In scena, al Teatro Mercadante di Napoli, Il Delitto Di Via Dell’Orsina di Eugène Labiche, nella traduzione, adattamento e regia di Andrée Ruth Shammah, con Massimo Dapporto, Antonello Fassari, Susanna Marcomeni, e con Marco Balbi, Andrea Soffiantini, Christian Pradella, Luca Cesa-Bianchi, accompagnati al pianoforte dal M° Giuseppe Di Benedetto; una co-produzione Teatro Franco Parenti di Milano e Fondazione Teatro della Toscana (repliche fino a dom. 20 febbraio).
L’Affaire de la rue de Lourcine (questo il titolo originale) è una delle più tipiche e fortunate pochade del Maestro del teatro francese dell’Ottocento, Eugène Labiche, che data al 1857, ed è considerata un’antesignana della commedia musicale. Un uomo si sveglia e si ritrova uno sconosciuto nel letto. Entrambi hanno una gran sete, le mani sporche e le tasche piene di carbone ma non sanno perché: non ricordano niente della notte precedente. Lentamente tentano di ricostruire quanto accaduto, ma l’unica cosa di cui sono certi è di essere stati entrambi ad una festa di ex allievi del liceo. Di quello che è accaduto quando hanno lasciato il raduno non sanno niente. Da un giornale apprendono che una giovane carbonaia è morta quella notte e tra una serie di malintesi ed equivoci si fa strada la possibilità che i due abbiano commesso quell’efferato omicidio. «Appena l’ho letto – dichiara Andrée Ruth Shammah – ho pensato che sarebbe stata una grande sfida, un’opportunità per una regia sorprendente. Pensando a questi due personaggi, profondamente diversi l’uno dall’altro – uno ricco, nobile, elegante e l’altro rozzo, volgare, proletario che devono confrontarsi con quello che credono di aver fatto – ho pensato subito a Massimo Dapporto e Antonello Fassari, un’accoppiata con cui non avevo mai avuto l’occasione di lavorare – e che non aveva mai lavorato assieme – ma che ho immaginato perfetta per dare vita a questa storia. Io l’ho vissuta come una scommessa, come la possibilità di dare vita ad uno spettacolo leggero e divertente ma allo stesso tempo profondo; una riflessione sull’insensatezza e l’assurdità della vita».

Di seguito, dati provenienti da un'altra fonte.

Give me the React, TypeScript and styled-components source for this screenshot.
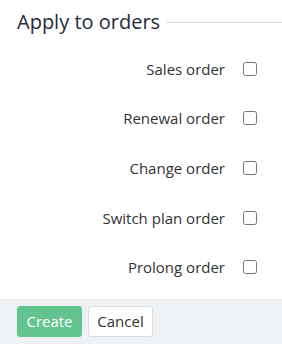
import React from "react";
import styled, { createGlobalStyle } from "styled-components";

const Global = createGlobalStyle`
  html, body { margin: 0; padding: 0; background: #fff; }
  body { font-family: "Open Sans", "Liberation Sans", sans-serif; }
  * { box-sizing: border-box; }
`;

const Panel = styled.div`
  width: 282px;
  height: 346px;
  display: flex;
  flex-direction: column;
  background: #fff;
`;

const Legend = styled.div`
  display: flex;
  align-items: center;
  gap: 6px;
  padding: 8px 0 0 17px;
  height: 36px;
`;

const Title = styled.h2`
  margin: 0;
  font-size: 20px;
  font-weight: 400;
  line-height: 26px;
  color: #1e2b3c;
  white-space: nowrap;
`;

const Rule = styled.div`
  flex: 1;
  height: 1px;
  background: #d5dde5;
`;

const List = styled.div`
  display: flex;
  flex-direction: column;
  padding-top: 8px;
`;

const Row = styled.label`
  display: grid;
  grid-template-columns: 225px 14px;
  column-gap: 18px;
  align-items: center;
  height: 49.6px;
`;

const Label = styled.span`
  text-align: right;
  font-size: 15px;
  color: #333;
`;

const Box = styled.input`
  margin: 0;
  width: 14px;
  height: 14px;
`;

const Footer = styled.div`
  margin-top: 7px;
  background: #eff2f5;
  height: 45px;
  display: flex;
  align-items: flex-start;
  gap: 6px;
  padding: 7px 17px 0;
`;

const Button = styled.button<{ $primary?: boolean }>`
  height: 31px;
  width: 65px;
  border-radius: 3px;
  font-family: "Open Sans", "Liberation Sans", sans-serif;
  font-size: 15px;
  padding: 0;
  border: 1px solid ${(p) => (p.$primary ? "#64c48f" : "#d5dde5")};
  background: ${(p) => (p.$primary ? "#64c48f" : "#fff")};
  color: ${(p) => (p.$primary ? "#fff" : "#333")};
`;

const items = ["Sales order", "Renewal order", "Change order", "Switch plan order", "Prolong order"];

export default function App() {
  return (
    <Panel>
      <Global />
      <Legend>
        <Title>Apply to orders</Title>
        <Rule />
      </Legend>
      <List>
        {items.map((t) => (
          <Row key={t}>
            <Label>{t}</Label>
            <Box type="checkbox" />
          </Row>
        ))}
      </List>
      <Footer>
        <Button $primary>Create</Button>
        <Button>Cancel</Button>
      </Footer>
    </Panel>
  );
}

Capita, a volte, che i risultati disattendano i migliori propositi. Questo è uno di quei casi. Occorre tener presente che questo tipo di teatro altro scopo non aveva che quello di divertire il pubblico borghese che vi assisteva, esasperando difetti e caricaturando personaggi e situazioni in cui quel pubblico si riconosceva, senza nessun’altra pretesa. La comicità, in questi testi, è tutto, senza la quale il testo vuol dire ben poco. E qui si ride poco. Andrée Ruth Shammah trasporta inspiegabilmente l’azione agli anni ’40 del Novecento (operazione – dunque – né filologica né di attualizzazione) rendendo, così, incomprensibili alcuni dettagli, come la livrea settecentesca che il vecchio cameriere ha ricevuto in eredità da suo padre e che, in procinto di pensionarsi, lascia in eredità al giovane cameriere (cosa che sarebbe stata del tutto congrua se l’azione si fosse svolta, come da testo, a metà Ottocento). Le scene di Margherita Palli, con fondale chiaramente dipinto e volutamente finto si adatterebbero meglio ad uno spettacolo di Commedia dell’Arte che al realismo della Commedia Borghese ottocentesca. I due protagonisti, Massimo Dapporto e Antonello Fassari (forse un po’ agé per i ruoli ricoperti), malgrado la loro bravura, riescono ad imprimere pochi guizzi ad una commedia degli equivoci che avrebbe bisogno di ritmi sostenuti e continue trovate comiche per non risultare lenta, a tratti soporifera.